Глаза его потеряли всю стеклянную трезвость и горят, сарказм исчез, жизнь, жизнь трепетала в его тоске о легком дыхании. Он спорил, отчаянно, исступленно спорил с могилой. Страх смерти заменил собою былой страх жизни, и, приближаясь к могиле, он словно оживал, и уже лицо его не напоминало «Адамовой головы», и ничего нельзя было в нем увидеть, кроме жажды — быть, быть, быть!
— Скоро я к вам в союз приду в деревянном сюртуке, — сказал он мне на прощание.
И он действительно, все в том же декабре, пришел в Союз писателей и пролежал сутки — день и ночь — на столе, в своем деревянном сюртуке. Я продежурил около него бесконечную ночь, и мне казалось, что новое лицо его говорило, что он, в сущности, очень любил жизнь, а свою несчастную игру со смертью проиграл и сдается.
Мы украсили деревянный сюртук цветами. Не помню — среди них как будто не было хризантем.
Мы привыкли к тому, что Горький — это реальность. Где бы он ни находился, где бы ни жил, он занимался нашими делами, устраивал наши судьбы, кого-то родственно пестовал, кого-то нещадно бранил, с кого-то взыскивал и — кстати, словно между прочим, — всегда оставался русским писателем, самозабвенно преданным своему призванию. Мы не можем себе представить своего времени без Горького, он входит составною частью в это обиходное понятие — наше время: в наше время был Горький. Он принадлежал нам. Попробуйте отнять у нас эту нашу собственность — как сузится, повянет мир нашей культуры, как сиротливо станет жить среди книг, лишенных общества бесстрашного, вызывающего имени Горького.
Мы так привыкли к нему, что стало как бы подразумеваться, что Горький и должен был быть таким, каким он был.

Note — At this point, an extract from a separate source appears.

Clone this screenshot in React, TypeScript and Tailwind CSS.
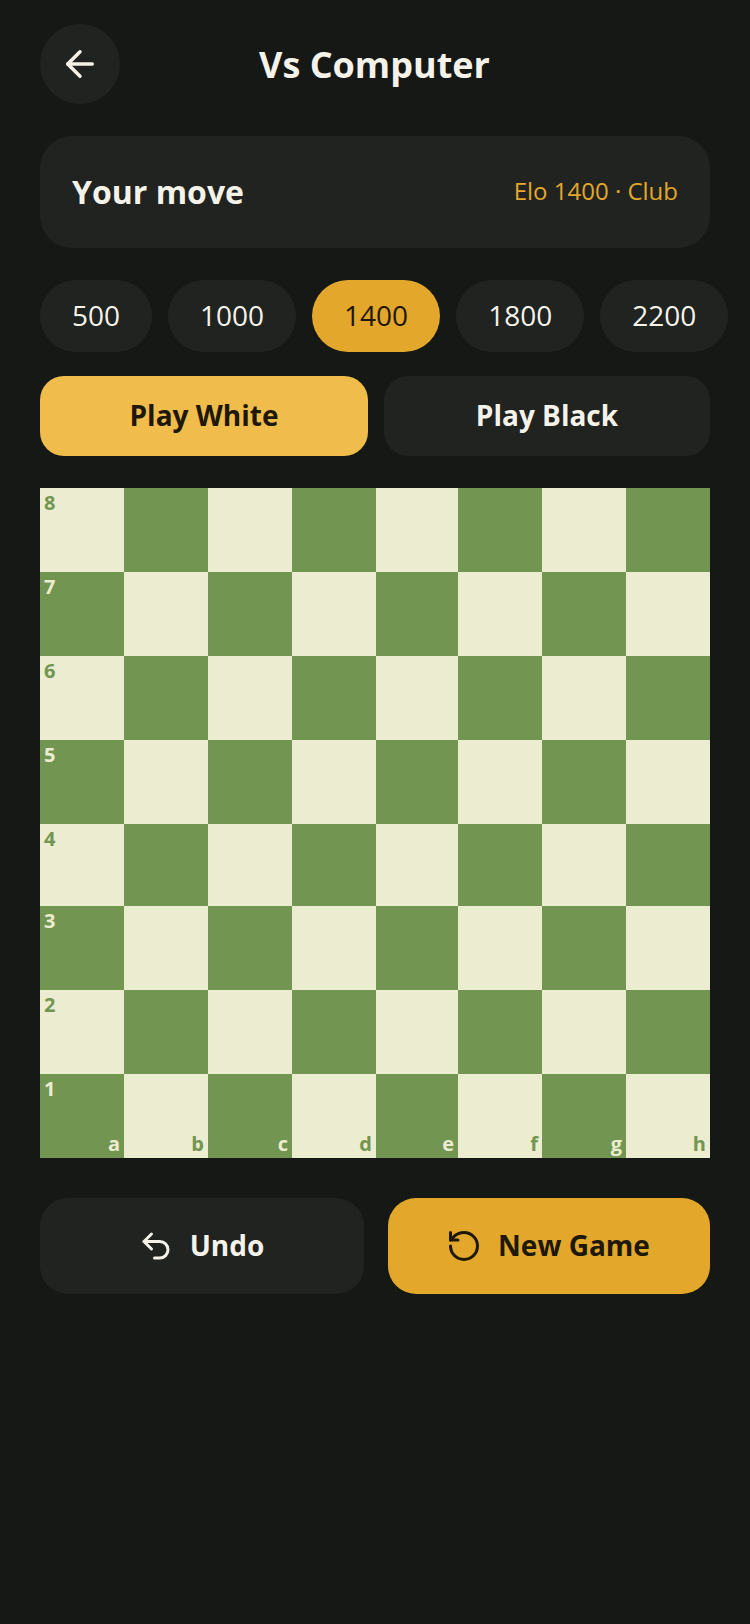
import { ArrowLeft, RotateCcw, Undo2 } from "lucide-react"

const levels = [500, 1000, 1400, 1800, 2200]
const ranks = [8, 7, 6, 5, 4, 3, 2, 1]
const files = ["a", "b", "c", "d", "e", "f", "g", "h"]

const Board = () => (
  <div className="mt-8 grid w-[670px] grid-cols-[84px_84px_84px_84px_82px_84px_84px_84px] grid-rows-[84px_84px_84px_84px_82px_84px_84px_84px]">
    {ranks.map((rank, r) =>
      files.map((file, f) => {
        const light = (r + f) % 2 === 0
        return (
          <div key={file + rank} className={`relative ${light ? "bg-[#ebecd0] text-[#739552]" : "bg-[#739552] text-[#ebecd0]"}`}>
            {f === 0 && <span className="absolute left-1 top-0.5 text-[20px] leading-[26px] font-bold">{rank}</span>}
            {r === 7 && <span className="absolute right-1 bottom-px text-[20px] leading-[27px] font-bold">{file}</span>}
          </div>
        )
      })
    )}
  </div>
)

export default function App() {
  return (
    <div className="min-h-[1624px] w-[750px] overflow-hidden bg-[#151814] px-10 pt-6 font-['Open_Sans',sans-serif] text-[#f5f2ea]">
      {/* header */}
      <div className="flex h-20 items-center">
        <button className="flex h-20 w-20 items-center justify-center rounded-full bg-[#20231f]">
          <ArrowLeft size={42} strokeWidth={2} />
        </button>
        <h1 className="ml-[139px] pt-0.5 text-[36px] leading-[48px] font-bold">Vs Computer</h1>
      </div>

      {/* status */}
      <div className="mt-8 flex h-28 items-center justify-between rounded-[32px] bg-[#20231f] px-8">
        <span className="text-[32px] leading-[44px] font-bold">Your move</span>
        <span className="pb-0.5 text-[24px] leading-[36px] text-[#e2a72b]">Elo 1400 · Club</span>
      </div>

      {/* elo levels */}
      <div className="mt-8 flex w-[688px] gap-4">
        {levels.map((lvl) => (
          <button
            key={lvl}
            className={`h-[72px] rounded-full px-8 pb-0.5 text-[28px] ${lvl === 1400 ? "bg-[#e2a72b] text-[#1d1808]" : "bg-[#20231f]"}`}
          >
            {lvl}
          </button>
        ))}
      </div>

      {/* side */}
      <div className="mt-6 flex gap-4">
        <button className="h-20 w-[328px] rounded-3xl bg-[#f0bc4b] pb-0.5 text-[28px] font-bold text-[#1d1808]">Play White</button>
        <button className="h-20 flex-1 rounded-3xl bg-[#20231f] pb-0.5 text-[28px] font-bold">Play Black</button>
      </div>

      <Board />

      {/* actions */}
      <div className="mt-10 flex gap-6">
        <button className="flex h-24 w-[324px] items-center justify-center gap-4 rounded-[28px] bg-[#20231f] pr-0.5 text-[28px] font-bold">
          <Undo2 size={36} strokeWidth={2} />
          <span className="pb-0.5">Undo</span>
        </button>
        <button className="flex h-24 flex-1 items-center justify-center gap-4 rounded-[28px] bg-[#e2a72b] pr-0.5 text-[28px] font-bold text-[#1d1808]">
          <RotateCcw size={36} strokeWidth={2} />
          <span className="pb-0.5">New Game</span>
        </button>
      </div>
    </div>
  )
}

Но ведь это чистейшая фантастика в облике реальности! Стоит только провести по лицу ладонью, вглядеться освеженными глазами в явление, с которым мы чересчур сжились, как оно нас глубоко поразит...
Где-то на берегу Неаполитанского залива, в голубом свете вод и неба, соединенных тишиною, в городке, прославленном звучнейшим именем Торквато Тассо, работает человек, познавший радость этого моря и этого неба, приносящий дань вековой гордости этого имени, наполненный нежной благодарностью к чудодейственному углу природы, когда-то исцелившему этого человека от болезни и давшему приют в годы его изгнанья с родины. Но несмотря на всю силу привязанности и уже почти сыновней близости к своему давнему пристанищу, все помыслы и все сердце человека каждый миг прикованы к стране, раскинувшейся в беспредельности на севере и востоке, с морями и небом совсем иных красок, с именами совсем иных звучаний.